Now I'm going to edit the new drawing using the Contour Editor (white arrow) found in the Tools Toolbar. (A sidenote on shortcuts; they are important!!! They save time! My shortcuts are set to Adobe Flash which is useful to me since I go between Toonboom and Flash regularly and switching between shortcut setups can be a real mindfuck. Since these shortcuts mimic the shortcuts in Flash, I don`t have to memorise a whole new set of keyboard shortcuts for the same tools. The shortcut for the Contour Editor in Flash is "A" and when set to Flash style shortcuts in Toonboom, it's Alt+A. The regular Toonboom Animate Shortcut for the Contour Editor is Alt+Q.) Toonboom has a few really amazing contour editing tools that Flash doesn't. For example the Show Contour Editor Controls button in the Tool Properties menu. If you select this tool, you can move it around the stage and rotate or scale selected pivot points. It will appear like a blue bounding box. If you want to create new points on the drawing, hold control while hovering over a contour and then click.
Now I'm done editing the drawing. (I moved the pinky finger out.) The instance in the drawing (1_2) is visible when the library is open.
Now if you want to show drawing 1_1 again, you move to the spot on the timeline you want that drawing to appear and move the slider back on the library.

Let's take a look at the equivalent for this in Flash. In the screen cap below I've got a Flash file open and I'm on frame 93 of an animation. The front paw symbol is selected and you can see in the Properties tab that it's called "paw" and is set to single frame and instance 2.
On frame one the same symbol is on the same layer but instance 1 is used and still set to single frame.
When you click into the symbol called paw, you can see the two instances back to back on the timeline. Of course it's possible to set frames to single frame or play once, or loop, depending on what you need in the scene. I often use play once to embed animation within a symbol and just make sure that the frames on the outside of that symbol have the right instance set. This function is extremely useful, especially for face compositions (comps) or hands.
Let me know if you have any burning Flash or Toonboom (or hand drawn) animation questions! I'd be happy to post more tutorials in the future if people find them helpful. This one was inspired by Jay Edry.

An extra note: Particularly for TV and film productions, it is useful when using Flash to add new symbols to a file by embedding them inside master symbols set graphic and single frame. (For example with hand or face symbols.) Using symbols set to movie clip in a film production is more or less a no-no, however they are often useful for web animations. More often than not though, I use graphics whenever I can in any Flash animation.
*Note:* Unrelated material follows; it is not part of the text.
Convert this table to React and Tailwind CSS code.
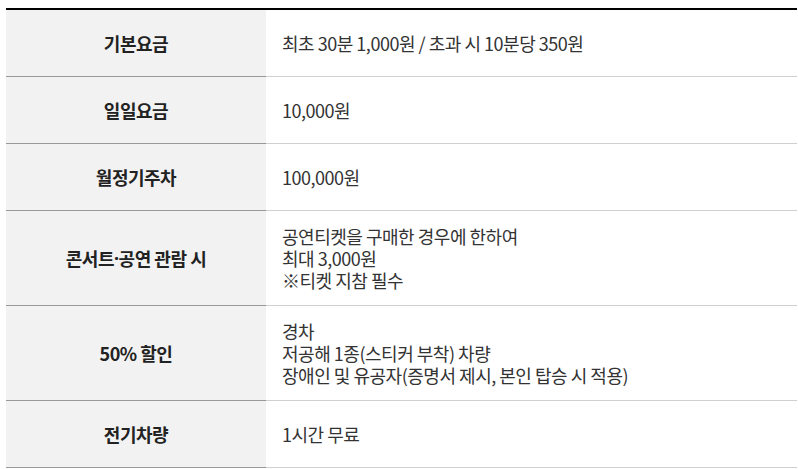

Keeping the timeline and library clean and easy to navigate are of utmost importance for the efficient animator, especially when sharing files. I currently work at a game studio and I've had to access other animator's Flash files that were animated a couple years ago. When the animators created those files, they did not dream that their files would be opened up again and reauthored or tweaked. But it's best to always assume that your work can and will be opened up by another artist at a later date.

Happy Digital Animating!

April 5, 2013

Background Painting: The Vanity

Here is a background I recently touched up! It depicts the scene Birdie fantasises about when she goes into her mind after experiencing a surge of emotions at the dinner party. She falls into the scene and struggles to swim through the air towards the vanity. When she reaches it to lean on for support, her reflection in the mirror speaks to her.
The colours I use in my film have meaning. This background is a blast of purplish pink. Pink is Birdie's innocence, personality and inner self, purple (and blue) are truth, and white is... how shall I say... shallow desire? White represents what Birdie hopes to gain in life before she is attune with her own emotions.

April 2, 2013

Weekly News, GDC and My New Cintiq!

I haven't checked out my list of favourite animation links in awhile and when I shared a list of them with fellow animators at work recently I realised that there's a new podcast up at Splinedoctors that's been there since January 6! It's an interview of Mark Walsh who currently directs and animates at Pixar. I love filling my ears with inspiring and informative animation related podcasts!

This past week GDC rolled into town. I animate at a video game company in San Francisco so there is no way to completely escape the 5 day rapture of lectures, video games and parties. I heard about lots of cool lectures and game related news and products that friends and co-workers experienced. I'll have to wait to experience the Oculus or the Ouya for myself. I met up with a friend from college (Jay Edry!) who was in town for the conference. We talked shop and ended up at the Destructoid (an independent video game focused blog based in San Francisco) party on Friday night at Sip Bar and Lounge. While there I met Dom, a game designer who brought his new card came; Without Question that I had the chance to play.
I did get to borrow an Expo pass for an hour on Wednesday. I jogged off to GDC and beelined right for the Wacom booth to try out the new 13" Cintiq, available in early April. (Price $999.99) It felt great and I was pleased at how much information could compactly fit onto the smallish screen. So I tried that out... then I tried out the 22" Cintiq... then the 13" again. The I handed over my credit card and bought a 22" Cintiq. Which felt crazy and scary, but I figured that if I'm finally going to go ahead and get a Cintiq, I should just go for it. I don't want to have a smaller one at home and in a month regret not having just invested in the larger version. While the 13" Cintiq felt like a fantastic quality product, I don't want to feel claustrophobic while I animate and paint. I've felt such a pressure to "go digital" with my short film that it's directed my path of attack quite strongly of late. I really want to finish my film! And I think that doing a good chunk of the work digitally is going to help me get there faster.
So now I have a cintiq at home! I sure wish that the pressure sensitivity would work in Toonboom though. I've not been able to get that sorted out. Hopefully Toonboom's support team helps me out soon enough.